Р. И. Аванесов

К ВОПРОСУ О ФОНЕМЕ

(Известия АН СССР. Отделение литературы и языка. - Т. XI. Вып. 5. - М., 1952. - С. 463-468)


 
После выхода в свет гениальных трудов И. В. Сталина по вопросам языкознания, повернувших советскую науку о языке на путь марксистского развития, вопросы фонетики вообще и теории фонем, или фонологии, в частности, не подвергались еще сколько-нибудь серьезному обсуждению. Между тем обсуждение этих вопросов необходимо ввиду важности фонетической системы в структуре языка, равно как и ввиду важности фонетики как научной дисциплины в составе лингвистических дисциплин, в системе языкознания.
Согласно сталинскому учению о языке, "звуковой язык или язык слов был всегда единственным языком человеческого общества, способным служить полноценным средством общения людей" [1]. Положение об исконности звукового языка тесно связано с положением о том, что звуки языка представляют собой необходимую сторону языка, без которой он не может существовать: "Оголенных мыслей, свободных от языкового материала, свободных от языковой "природной материи" - не существует" [2].
Таким образом, звуки речи являются "природной материей" языка; без звуковой оболочки не может существовать язык слов. Этим определяется место фонетической системы в структуре языка. В противоположность грамматике и лексикологии, которые изучают значимые элементы языка (предложения, словосочетания, слова, морфемы), в фонетике изучаются элементы не значимые сами по себе, однако служащие для различения звуковой оболочки слов и морфем. Именно поэтому в соответствии со сталинским определением грамматики, фонетика находится за пределами грамматики, образуя специфическую лингвистическую дисциплину. С этим связано и то, что фонетическая система не входит в состав тех сторон языка, которые составляют "основу языка, сущность его специфики" [3] - грамматического строя языка и его основного словарного фонда.

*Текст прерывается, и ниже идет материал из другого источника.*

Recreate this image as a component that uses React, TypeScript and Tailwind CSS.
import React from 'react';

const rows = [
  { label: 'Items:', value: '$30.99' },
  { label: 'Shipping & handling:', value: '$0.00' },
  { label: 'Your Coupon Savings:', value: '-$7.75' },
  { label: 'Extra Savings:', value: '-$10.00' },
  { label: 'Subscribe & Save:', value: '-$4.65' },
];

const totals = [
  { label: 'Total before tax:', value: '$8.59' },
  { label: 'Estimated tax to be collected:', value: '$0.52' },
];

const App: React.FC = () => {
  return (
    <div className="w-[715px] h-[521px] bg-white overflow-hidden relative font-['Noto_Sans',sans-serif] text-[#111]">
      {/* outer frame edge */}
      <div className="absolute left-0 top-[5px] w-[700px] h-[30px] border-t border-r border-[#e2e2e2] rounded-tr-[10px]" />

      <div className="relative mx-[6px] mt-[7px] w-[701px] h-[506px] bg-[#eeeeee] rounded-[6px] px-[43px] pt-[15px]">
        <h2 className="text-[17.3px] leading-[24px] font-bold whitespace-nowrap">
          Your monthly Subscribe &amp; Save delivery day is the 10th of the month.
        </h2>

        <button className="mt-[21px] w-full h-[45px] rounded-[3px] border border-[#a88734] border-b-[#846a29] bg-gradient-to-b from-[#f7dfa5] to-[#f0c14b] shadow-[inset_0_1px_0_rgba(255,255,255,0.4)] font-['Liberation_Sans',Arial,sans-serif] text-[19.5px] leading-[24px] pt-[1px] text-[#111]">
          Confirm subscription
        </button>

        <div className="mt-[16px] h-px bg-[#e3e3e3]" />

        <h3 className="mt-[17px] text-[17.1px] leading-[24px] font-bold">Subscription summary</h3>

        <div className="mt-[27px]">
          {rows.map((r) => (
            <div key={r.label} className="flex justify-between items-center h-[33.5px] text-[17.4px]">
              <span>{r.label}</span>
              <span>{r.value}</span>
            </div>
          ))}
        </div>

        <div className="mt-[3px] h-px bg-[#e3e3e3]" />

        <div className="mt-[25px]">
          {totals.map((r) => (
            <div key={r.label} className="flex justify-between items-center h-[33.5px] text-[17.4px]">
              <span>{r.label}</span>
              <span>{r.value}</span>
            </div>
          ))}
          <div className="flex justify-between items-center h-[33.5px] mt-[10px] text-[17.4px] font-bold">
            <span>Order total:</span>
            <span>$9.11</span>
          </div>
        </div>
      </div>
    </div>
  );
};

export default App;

Из этого последнего указания И. В. Сталина некоторые лингвисты пытались сделать вывод о несущественности фонетической системы в структуре языка и фонетики как научной дисциплины в кругу лингвистических дисциплин. Однако такой вывод является лишь результатом недостаточного проникновения в сущность сталинского учения о языке и неучета всей истории языковедческой науки.

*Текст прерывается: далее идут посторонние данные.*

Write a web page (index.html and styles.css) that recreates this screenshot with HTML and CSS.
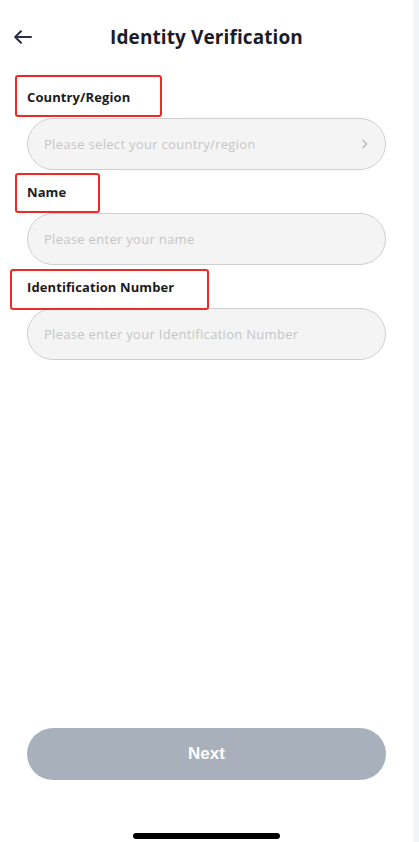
FILE: index.html
```html
<!DOCTYPE html>
<html lang="en">
<head>
<meta charset="utf-8">
<title>Identity Verification</title>
<link rel="stylesheet" href="styles.css">
</head>
<body>
<div class="screen">
  <main class="page">
    <header class="header">
      <button class="back" aria-label="Back">
        <svg width="18" height="14" viewBox="0 0 18 14" fill="none" stroke="#2b2f45" stroke-width="2" stroke-linecap="round" stroke-linejoin="round"><path d="M17 7H1.5M7 1.2L1.2 7L7 12.8"/></svg>
      </button>
      <h1 class="title">Identity Verification</h1>
    </header>
    <section class="form">
      <div class="field">
        <label class="label mark-1">Country/Region</label>
        <div class="input select">
          <span class="placeholder">Please select your country/region</span>
          <svg class="chev" width="6" height="10" viewBox="0 0 6 10" fill="none" stroke="#b9b9b9" stroke-width="1.4" stroke-linecap="round" stroke-linejoin="round"><path d="M1.2 1.5L4.5 5L1.2 8.5"/></svg>
        </div>
      </div>
      <div class="field">
        <label class="label mark-2">Name</label>
        <div class="input"><span class="placeholder">Please enter your name</span></div>
      </div>
      <div class="field">
        <label class="label mark-3">Identification Number</label>
        <div class="input"><span class="placeholder">Please enter your Identification Number</span></div>
      </div>
    </section>
    <div class="spacer"></div>
    <div class="actions">
      <button class="next">Next</button>
    </div>
    <div class="home-bar"><span class="indicator"></span></div>
  </main>
  <div class="edge"></div>
</div>
</body>
</html>
```

FILE: styles.css
```css
* { box-sizing: border-box; }
html, body { margin: 0; padding: 0; background: #fff; }
body { font-family: "Open Sans", "Liberation Sans", sans-serif; }

.screen { display: flex; width: 419px; height: 842px; overflow: hidden; }
.page { width: 413px; height: 842px; display: flex; flex-direction: column; background: #fff; }
.edge { flex: 1; background: #f3f4f6; }

.header { height: 74px; position: relative; display: flex; align-items: center; justify-content: center; }
.back { position: absolute; left: 14px; top: 30px; border: 0; background: none; padding: 0; width: 20px; height: 14px; display: flex; }
.title { margin: 0; font-size: 19px; font-weight: 700; color: #1c1c28; letter-spacing: 0.1px; }

.form { padding: 13px 27px 0 27px; display: flex; flex-direction: column; gap: 12px; }
.field { display: flex; flex-direction: column; gap: 11px; }
.label { position: relative; display: block; height: 20px; line-height: 20px; font-size: 13px; font-weight: 700; color: #1b1b22; letter-spacing: 0.1px; }
.label::before { content: ""; position: absolute; border: 2px solid #ee2a24; border-radius: 3px; }
.mark-1::before { left: -12px; top: -12px; width: 143px; height: 38px; }
.mark-2::before { left: -12px; top: -9px; width: 81px; height: 36px; }
.mark-3::before { left: -17px; top: -8px; width: 195px; height: 37px; }

.input { height: 52px; border: 1px solid #cfcfcf; border-radius: 26px; background: #f4f4f4; display: flex; align-items: center; padding: 0 17px 0 16px; }
.placeholder { flex: 1; font-size: 13px; color: #c6c6c6; letter-spacing: 0.3px; }
.chev { flex: none; }

.spacer { flex: 1; }
.actions { padding: 0 27px; }
.next { width: 100%; height: 52px; border: 0; border-radius: 26px; background: #a8b1bb; color: #fff; font-family: "Liberation Sans", Arial, sans-serif; font-weight: 700; font-size: 17px; }
.home-bar { height: 62px; display: flex; justify-content: center; align-items: flex-end; padding-bottom: 3px; }
.indicator { width: 147px; height: 6px; border-radius: 3px; background: #000; }
```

Научное и практическое изучение языков, в том числе изучение грамматического строя, словарного состава, семантики невозможно без изучения языковой "природной материи" - звуковой стороны изучаемых языков. Далее. Если сравнительно-исторический метод является основным методом изучения развития родственных диалектов и языков, то разве он может существовать без своего важнейшего отдела - сравнительно-исторической фонетики? Известно, что установление генетического тожества морфем (грамматических форм и слов) в родственных языках и диалектах, которое лежит в основе сравнительно-исторического метода, а также изучение развития семантики этих морфем, покоится на изучении звуковой стороны этих языков и диалектов. Наконец, известно, что сравнительно-исторический метод в языкознании, который, несмотря на свои недостатки, является крупным достижением языкознания, выработался в значительной мере именно на изучении звуковой стороны родственных языков и диалектов.
Не приходится говорить, что фонетика имеет большое значение в преподавании языков, в особенности неродного, в обучении орфографии. Но особо следует подчеркнуть исключительно важное значение фонетики, и именно в ее фонологическом аспекте, в деле создания алфавитов и орфографий, а также улучшения и совершенствования уже существующих алфавитов и орфографий.

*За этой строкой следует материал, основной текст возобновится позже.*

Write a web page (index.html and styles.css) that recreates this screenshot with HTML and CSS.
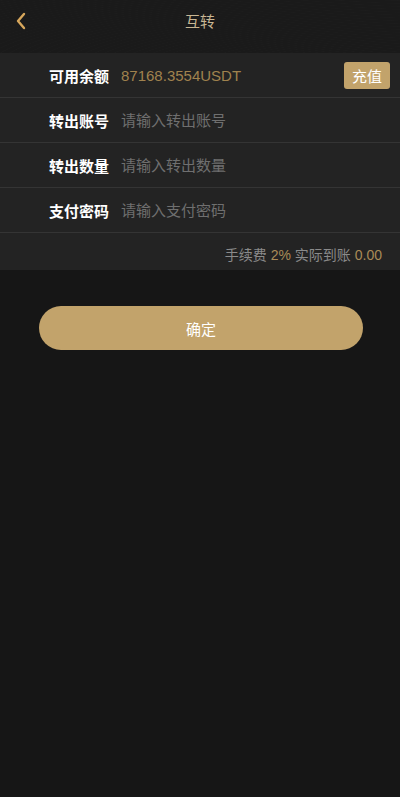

Таким образом, теоретическая и практическая важность разработки проблем фонетики не может быть оспариваема. Однако во взглядах советских языковедов на основные вопросы фонетики существуют серьезные разногласия. Известно, что акад. Н. Я. Марр и его "ученики" и последователи не только игнорировали фонетику, но по большей части были невежественны в этой области, лишь жонглируя термином "фонема" и другими фонетическими категориями. Это не помешало бывшим руководителям - сторонникам так называемого "нового учения" о языке провести дискуссию по вопросам фонетики (на сессиях Отделения литературы и языка в январе и марте 1949 г.) и, пытаясь опереться на учеников акад. Л. В. Щербы, аракчеевскими методами свести счеты с неугодными им лицами [4]. Естественно, что эта дискуссия, оказавшаяся одним из ярких проявлений аракчеевского режима, не могла дать никаких результатов, несмотря на то, что на ней было высказано и немало нужного и интересного. Оказалась бесплодной и попытка руководителей - сторонников "нового учения" о языке блокироваться с учениками акад. Л. В. Щербы, ибо как ни велики были разногласия между ними и их противниками, тех и других объединяла научная заинтересованность в обсуждаемых проблемах, стремление установить научную истину. Не приходится говорить о том, что эта попытка была верхом беспринципности и неуважения к памяти Л. В. Щербы, известного своим отрицательным отношением к "новому учению" о языке.
Сейчас существуют реальные предпосылки того, чтобы в результате углубленного исследования проблем фонетики на материале разных языков советские языковеды создали фонетическую теорию, полностью вытекающую из гениальных положений учения И. В. Сталина о языке. Все это свидетельствует о том, что разработка теоретических вопросов фонетики давно назрела. Опубликованная в "Изв. ОЛЯ" статья С. К. Шаумяна "Проблема фонемы" является первым за последнее время выступлением, относящимся к кругу этих вопросов.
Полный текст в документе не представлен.